• [Stated problem]: Copy out all the lines in the records that include the word "React".

• [Material provided]:
################

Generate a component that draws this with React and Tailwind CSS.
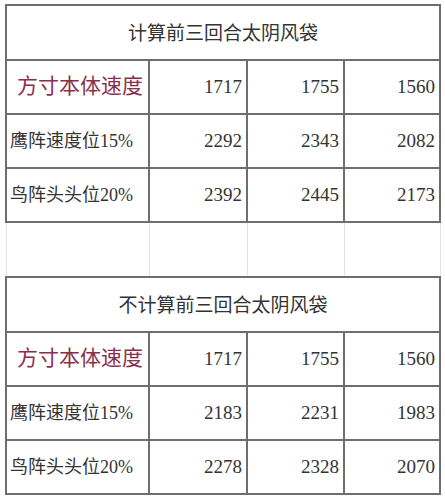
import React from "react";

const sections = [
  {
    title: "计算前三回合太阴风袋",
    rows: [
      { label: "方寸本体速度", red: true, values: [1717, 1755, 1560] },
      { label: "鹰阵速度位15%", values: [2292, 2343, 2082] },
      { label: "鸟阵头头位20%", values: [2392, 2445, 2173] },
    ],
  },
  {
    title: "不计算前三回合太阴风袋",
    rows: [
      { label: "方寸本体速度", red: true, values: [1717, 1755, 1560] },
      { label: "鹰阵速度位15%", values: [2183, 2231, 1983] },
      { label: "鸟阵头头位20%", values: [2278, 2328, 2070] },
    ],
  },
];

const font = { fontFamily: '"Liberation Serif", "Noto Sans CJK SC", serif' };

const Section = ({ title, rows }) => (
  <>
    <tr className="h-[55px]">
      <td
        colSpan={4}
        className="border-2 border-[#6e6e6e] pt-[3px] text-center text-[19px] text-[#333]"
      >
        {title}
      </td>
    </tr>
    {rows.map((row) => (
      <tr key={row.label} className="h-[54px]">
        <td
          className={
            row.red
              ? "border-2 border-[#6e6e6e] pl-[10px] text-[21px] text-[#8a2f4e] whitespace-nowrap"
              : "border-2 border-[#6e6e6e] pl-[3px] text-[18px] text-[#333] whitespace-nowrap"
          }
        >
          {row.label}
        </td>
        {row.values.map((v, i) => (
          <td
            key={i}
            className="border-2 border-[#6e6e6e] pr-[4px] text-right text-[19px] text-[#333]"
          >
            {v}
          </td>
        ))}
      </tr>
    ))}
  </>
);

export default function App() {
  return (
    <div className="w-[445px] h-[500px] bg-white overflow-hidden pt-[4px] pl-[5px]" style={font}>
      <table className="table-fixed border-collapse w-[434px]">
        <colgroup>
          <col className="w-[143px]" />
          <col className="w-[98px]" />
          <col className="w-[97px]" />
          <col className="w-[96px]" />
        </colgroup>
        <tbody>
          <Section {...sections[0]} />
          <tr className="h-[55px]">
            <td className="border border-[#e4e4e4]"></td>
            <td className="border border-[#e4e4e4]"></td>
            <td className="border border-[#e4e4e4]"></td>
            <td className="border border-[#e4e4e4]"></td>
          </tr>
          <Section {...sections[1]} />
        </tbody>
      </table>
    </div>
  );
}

################

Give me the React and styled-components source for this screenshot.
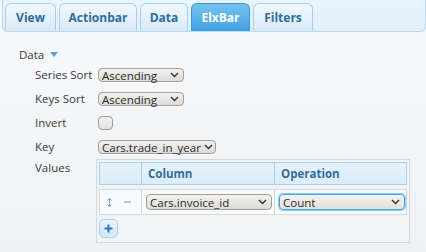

################

• [Completed task]:
Generate a component that draws this with React and Tailwind CSS.
import React from "react";
Give me the React and styled-components source for this screenshot.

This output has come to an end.